The workgroup presented its recommendations to a special Senate subcommittee appointed by Senate President Mike Miller to look at potential amendments to the state ethics law. Portions of the workgroup’s recommendations were incorporated in SB 948 that was introduced by Montgomery County Senator Jamie Raskin during last year’s legislative session. Unfortunately, the bill did not come up for a Committee vote.
Vehicle Laws – Speed Monitoring Systems - Enforcement
Current law requires that a sworn law enforcement office inspect recorded images and sign a statement that the vehicle was photographed operating in violation of the law. The use of sworn police officers to complete this administrative task is misappropriation of valuable police resources when an administrative employee could perform this duty just as well.
In 2009, speed camera legislation required that a sworn law enforcement police officer perform this task. Prior to the passage of that legislation, the municipalities participating in the Speed Camera pilot program, including Gaithersburg, were allowed to have a trained technician employed by the agency review violations, a process that was extremely efficient.
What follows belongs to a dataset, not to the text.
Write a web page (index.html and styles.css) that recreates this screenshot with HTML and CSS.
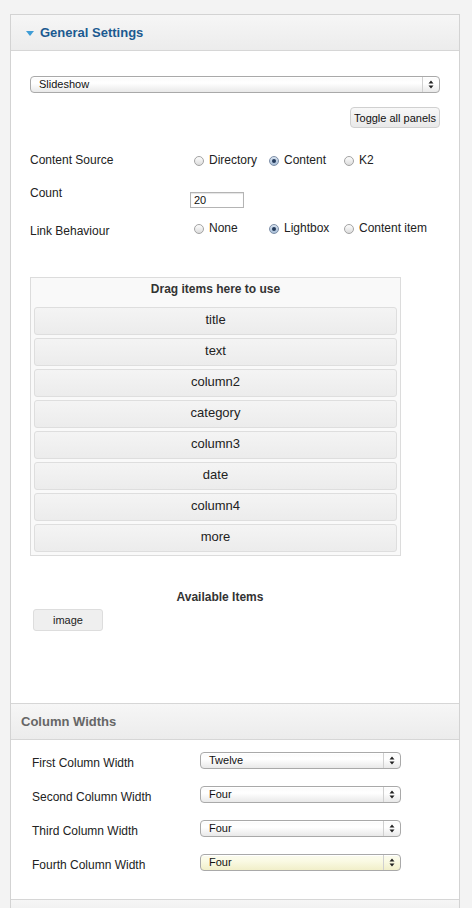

At a time when our communities rely more and more on community policing, it is imperative that every available officer actively focus on public safety. The passage of a legislative remedy would allow the City of Gaithersburg to return the officers that are currently performing administrative speed camera functions to the streets for essential police enforcement and public safety activities.
The technicians who would review violations would not only be trained to verify that a violation has occurred, they would be knowledgeable about the entire scope of the speed monitoring system, which is extremely useful when a violation is being appealed. The proposed legislation would bring in line with the current procedures for red light camera violations in Montgomery County.
In the 2012 legislative session, SB 486 passed the Senate, but the House Environmental Matters Committee referred the issue to summer study.
The City looks forward to working closely with the cities of Greenbelt and Rockville in pursuit of this priority.